◆ **Record extracts**:
--*--
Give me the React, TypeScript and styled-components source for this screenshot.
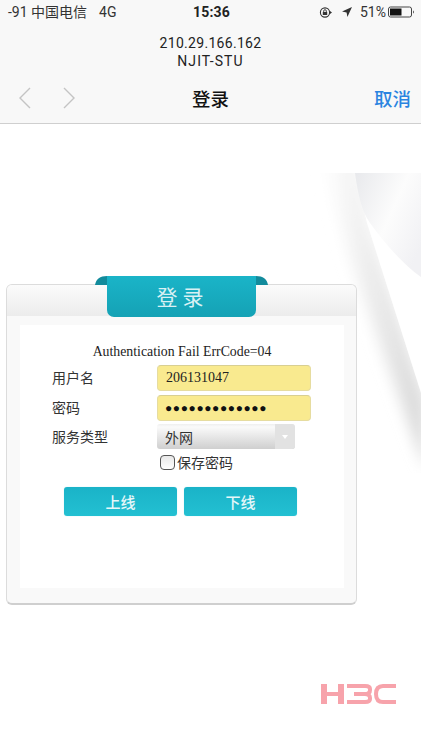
--*--
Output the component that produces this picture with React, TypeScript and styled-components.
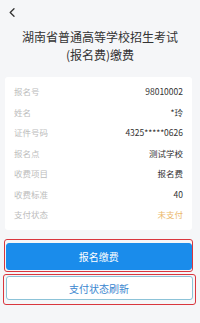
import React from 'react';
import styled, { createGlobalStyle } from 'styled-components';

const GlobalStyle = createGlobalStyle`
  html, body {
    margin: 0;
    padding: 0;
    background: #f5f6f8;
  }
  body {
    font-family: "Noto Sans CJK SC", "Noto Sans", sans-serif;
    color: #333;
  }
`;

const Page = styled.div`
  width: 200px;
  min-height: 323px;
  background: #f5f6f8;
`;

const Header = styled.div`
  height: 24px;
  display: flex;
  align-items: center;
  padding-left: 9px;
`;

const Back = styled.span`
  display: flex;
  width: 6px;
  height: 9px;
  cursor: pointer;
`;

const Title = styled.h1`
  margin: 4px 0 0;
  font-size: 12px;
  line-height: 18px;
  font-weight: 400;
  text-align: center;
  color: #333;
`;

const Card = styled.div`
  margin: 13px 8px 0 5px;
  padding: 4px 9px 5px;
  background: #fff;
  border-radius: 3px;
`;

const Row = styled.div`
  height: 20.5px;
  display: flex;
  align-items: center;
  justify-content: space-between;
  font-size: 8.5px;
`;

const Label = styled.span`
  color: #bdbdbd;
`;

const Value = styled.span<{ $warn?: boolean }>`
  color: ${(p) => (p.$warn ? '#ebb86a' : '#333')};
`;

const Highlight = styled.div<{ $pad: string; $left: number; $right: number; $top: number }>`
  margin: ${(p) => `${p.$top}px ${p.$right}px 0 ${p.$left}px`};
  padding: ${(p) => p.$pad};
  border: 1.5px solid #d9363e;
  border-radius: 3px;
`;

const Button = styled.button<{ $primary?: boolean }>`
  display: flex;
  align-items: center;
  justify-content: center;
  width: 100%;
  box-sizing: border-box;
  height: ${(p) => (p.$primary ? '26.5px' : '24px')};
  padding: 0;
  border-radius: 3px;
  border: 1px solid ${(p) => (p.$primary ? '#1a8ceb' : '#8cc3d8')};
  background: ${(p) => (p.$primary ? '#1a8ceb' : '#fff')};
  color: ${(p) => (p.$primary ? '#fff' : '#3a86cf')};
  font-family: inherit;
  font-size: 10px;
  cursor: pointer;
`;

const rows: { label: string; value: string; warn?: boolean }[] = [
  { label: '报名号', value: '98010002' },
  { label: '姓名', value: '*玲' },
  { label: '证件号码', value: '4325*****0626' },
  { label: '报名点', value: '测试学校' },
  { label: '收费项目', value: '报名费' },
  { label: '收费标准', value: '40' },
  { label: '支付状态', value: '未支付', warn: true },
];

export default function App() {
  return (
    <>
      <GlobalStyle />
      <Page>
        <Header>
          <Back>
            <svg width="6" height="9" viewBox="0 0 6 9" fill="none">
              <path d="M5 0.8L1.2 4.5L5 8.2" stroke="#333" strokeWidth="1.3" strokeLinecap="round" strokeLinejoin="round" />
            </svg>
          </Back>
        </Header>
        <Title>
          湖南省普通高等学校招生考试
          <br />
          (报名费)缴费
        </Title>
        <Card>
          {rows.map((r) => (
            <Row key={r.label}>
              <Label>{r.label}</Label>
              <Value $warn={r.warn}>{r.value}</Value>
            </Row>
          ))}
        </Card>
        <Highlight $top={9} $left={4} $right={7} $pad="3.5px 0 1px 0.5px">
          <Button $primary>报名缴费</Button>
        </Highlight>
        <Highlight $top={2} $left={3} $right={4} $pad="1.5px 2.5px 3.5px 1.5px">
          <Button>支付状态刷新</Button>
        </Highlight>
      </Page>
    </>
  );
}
--*--
◆ **Given problem**: Copy down every line of the entries containing the word "React".

◆ **Task solution**:
Give me the React, TypeScript and styled-components source for this screenshot.
Output the component that produces this picture with React, TypeScript and styled-components.
import React from 'react';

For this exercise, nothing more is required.